Director and co-writer Michal Kwiecinski makes much of Filip’s sexual exploits, as he does exactly this, having sex with multiple German women—all part of his plan, to seduce German women, “turn them into whores,” and humiliate them, as his own form of subversive revenge against the Nazis.

This, indeed, is where Filip is a bit disappointing; I have mixed feelings at best about this premise, which threads an undertone of misogyny into the narrative. Eryk Kulm is excellent as the stoic and brooding title character, and every scene is shot with propulsive tension—Filip is a riveting experience, albeit a predictably dispiriting one. His targeting of German women specifically is a strange turn, though, given that the Germans who slaughtered his whole community in Warsaw were all men. And as with any patriarchal society, with Nazis controlling their women’s behaviors and exploits, the women really can’t win—not even with the man who is ostensibly our hero, not even when one of them makes clear she does not support what the Nazis are doing.

That said, everything else about how Filip is made and constructed is excellent, and we do get some narrative turns into things like friendship and loyalty. Spoiler alert, these things also tend to have tragic ends.
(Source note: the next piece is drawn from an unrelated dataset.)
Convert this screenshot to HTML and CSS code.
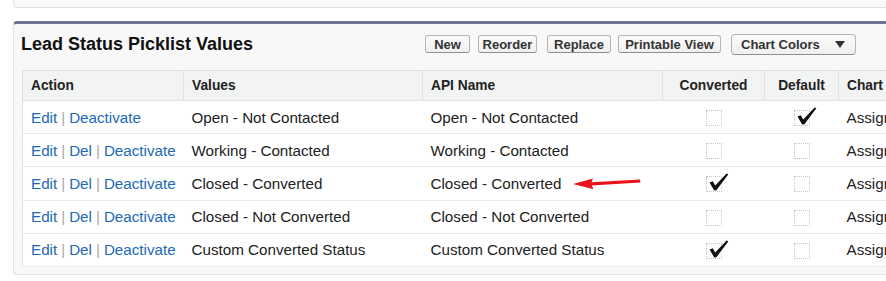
FILE: index.html
```html
<!DOCTYPE html>
<html lang="en">
  <head>
    <meta charset="UTF-8" />
    <title>Lead Status Picklist Values</title>
    <link rel="stylesheet" href="styles.css">
  </head>
  <body>
    <div class="top-card"></div>
    <div class="block">
      <div class="block-head">
        <h2 class="block-title">Lead Status Picklist Values</h2>
        <div class="buttons">
          <button class="btn btn-new">New</button>
          <button class="btn btn-reorder">Reorder</button>
          <button class="btn btn-replace">Replace</button>
          <button class="btn btn-print">Printable View</button>
          <button class="btn btn-menu">Chart Colors <span class="caret"></span></button>
        </div>
      </div>
      <table class="list">
        <colgroup>
          <col class="c-action" />
          <col class="c-values" />
          <col class="c-api" />
          <col class="c-conv" />
          <col class="c-def" />
          <col class="c-chart" />
        </colgroup>
        <thead>
          <tr>
            <th>Action</th>
            <th>Values</th>
            <th>API Name</th>
            <th class="center">Converted</th>
            <th class="center">Default</th>
            <th>Chart Colors</th>
          </tr>
        </thead>
        <tbody>
          <tr>
            <td><a href="#">Edit</a><span class="sep">|</span><a href="#">Deactivate</a></td>
            <td>Open - Not Contacted</td>
            <td>Open - Not Contacted</td>
            <td class="center"><span class="cb"></span></td>
            <td class="center"><span class="cb checked"></span></td>
            <td>Assigned dynamically</td>
          </tr>
          <tr>
            <td><a href="#">Edit</a><span class="sep">|</span><a href="#">Del</a><span class="sep">|</span><a href="#">Deactivate</a></td>
            <td>Working - Contacted</td>
            <td>Working - Contacted</td>
            <td class="center"><span class="cb"></span></td>
            <td class="center"><span class="cb"></span></td>
            <td>Assigned dynamically</td>
          </tr>
          <tr>
            <td><a href="#">Edit</a><span class="sep">|</span><a href="#">Del</a><span class="sep">|</span><a href="#">Deactivate</a></td>
            <td>Closed - Converted</td>
            <td class="marked">Closed - Converted<span class="arrow"></span></td>
            <td class="center"><span class="cb checked"></span></td>
            <td class="center"><span class="cb"></span></td>
            <td>Assigned dynamically</td>
          </tr>
          <tr>
            <td><a href="#">Edit</a><span class="sep">|</span><a href="#">Del</a><span class="sep">|</span><a href="#">Deactivate</a></td>
            <td>Closed - Not Converted</td>
            <td>Closed - Not Converted</td>
            <td class="center"><span class="cb"></span></td>
            <td class="center"><span class="cb"></span></td>
            <td>Assigned dynamically</td>
          </tr>
          <tr>
            <td><a href="#">Edit</a><span class="sep">|</span><a href="#">Del</a><span class="sep">|</span><a href="#">Deactivate</a></td>
            <td>Custom Converted Status</td>
            <td>Custom Converted Status</td>
            <td class="center"><span class="cb checked"></span></td>
            <td class="center"><span class="cb"></span></td>
            <td>Assigned dynamically</td>
          </tr>
        </tbody>
      </table>
    </div>
  </body>
</html>
```

FILE: styles.css
```css
* {
  margin: 0;
  padding: 0;
  box-sizing: border-box;
}
body {
  background: #fff;
  font-family: "Liberation Sans", Arial, sans-serif;
  color: #222;
  overflow: hidden;
  width: 886px;
  height: 281px;
}
.top-card {
  margin-left: 13px;
  width: 960px;
  height: 8px;
  background: #f8f8f8;
  border: 1px solid #e2e2e2;
  border-top: none;
  border-radius: 0 0 4px 4px;
}
.block {
  margin-top: 13px;
  margin-left: 13px;
  width: 960px;
  background: #f8f8f8;
  border: 1px solid #e2e2e2;
  border-top: 3px solid #6c7796;
  border-radius: 4px;
  padding: 0 8px 7px 8px;
}
.block-head {
  display: flex;
  align-items: center;
  height: 40px;
  margin-bottom: 6px;
}
.block-title {
  flex: 0 0 404px;
  font-size: 18px;
  font-weight: bold;
  color: #111;
  margin-left: -1px;
}
.buttons {
  display: flex;
  align-items: center;
  gap: 8px;
}
.btn {
  height: 18px;
  padding: 0;
  font-family: "Liberation Sans", Arial, sans-serif;
  font-size: 13px;
  font-weight: bold;
  color: #333;
  background: linear-gradient(#fbfbfb, #efefef);
  border: 1px solid #b5b5b5;
  border-bottom-color: #8f8f8f;
  border-radius: 3px;
}
.btn-new { width: 45px; }
.btn-reorder { width: 59px; }
.btn-replace { width: 64px; margin-left: 2px; }
.btn-print { width: 103px; margin-left: -1px; }
.btn-menu {
  width: 125px;
  height: 21px;
  margin-left: 2px;
  padding: 0 10px 0 9px;
  border-radius: 4px;
  display: flex;
  align-items: center;
  justify-content: space-between;
}
.caret {
  width: 0;
  height: 0;
  border-left: 5px solid transparent;
  border-right: 5px solid transparent;
  border-top: 7px solid #333;
}

.list {
  table-layout: fixed;
  border-collapse: collapse;
  background: #fff;
  border: 1px solid #e0e0e0;
  width: 936px;
}
.c-action { width: 161px; }
.c-values { width: 239px; }
.c-api { width: 240px; }
.c-conv { width: 102px; }
.c-def { width: 74px; }
.c-chart { width: 120px; }
.list th {
  height: 30px;
  background: #f2f3f3;
  font-size: 13.75px;
  font-weight: bold;
  color: #222;
  text-align: left;
  padding: 0 8px;
  border-left: 1px solid #e0e0e0;
  border-bottom: 1px solid #e0e0e0;
  white-space: nowrap;
  overflow: hidden;
}
.list td {
  height: 33.2px;
  font-size: 15.2px;
  padding: 0 8px;
  border-bottom: 1px solid #ebebeb;
  white-space: nowrap;
  overflow: hidden;
}
.list .center {
  text-align: center;
}
.list a {
  color: #1b6ab5;
  text-decoration: none;
}
.sep {
  color: #a8a8a8;
  margin: 0 4px;
}
.cb {
  display: inline-block;
  position: relative;
  width: 16px;
  height: 16px;
  vertical-align: middle;
  border: 1px dotted #c6c6c6;
}
.cb.checked::after {
  content: "";
  position: absolute;
  left: 2px;
  top: -4px;
  width: 20px;
  height: 18px;
  background: url("data:image/svg+xml;utf8,<svg xmlns='http://www.w3.org/2000/svg' viewBox='0 0 20 18'><path d='M0.5 9.5 L3.8 8.2 L6.2 12.4 L17.6 0.4 L19.4 1.2 L7.4 17.2 L5.2 17.4 Z' fill='%23111'/></svg>") no-repeat;
}
.marked {
  position: relative;
  overflow: visible;
}
.arrow {
  position: absolute;
  left: 150px;
  top: 10px;
  width: 68px;
  height: 12px;
  background: url("data:image/svg+xml;utf8,<svg xmlns='http://www.w3.org/2000/svg' viewBox='0 0 68 12'><path d='M0 7 L20 1.5 L18.5 5.2 L67 2.4 L67.4 5.4 L18.8 8.4 L20.5 12.2 Z' fill='%23e8141b'/></svg>") no-repeat;
}
```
The basic gist is that Filip is simply surviving, and existing in some moral gray areas—to put it generously—in order to do so. There are moments in Filip that are truly heartbreaking, especially after witnessing communal joy fatally cut short. It’s clear that Filip, still a young man, will always be damaged. Filip has a fair amount in common with the 2002 film The Pianist, which was also about a Polish Jew surviving the Nazis, albeit in far starker and more desperate circumstances. In this case, Filip is hiding in plain sight.

Filip comes within striking distance of greatness, falling just short due to some unfortunate narrative choices. What is has to recommend it manages to supersede its flaws, however, making it well worth a watch.

Serving the enemy: Eryk Kulm hides in plain sight.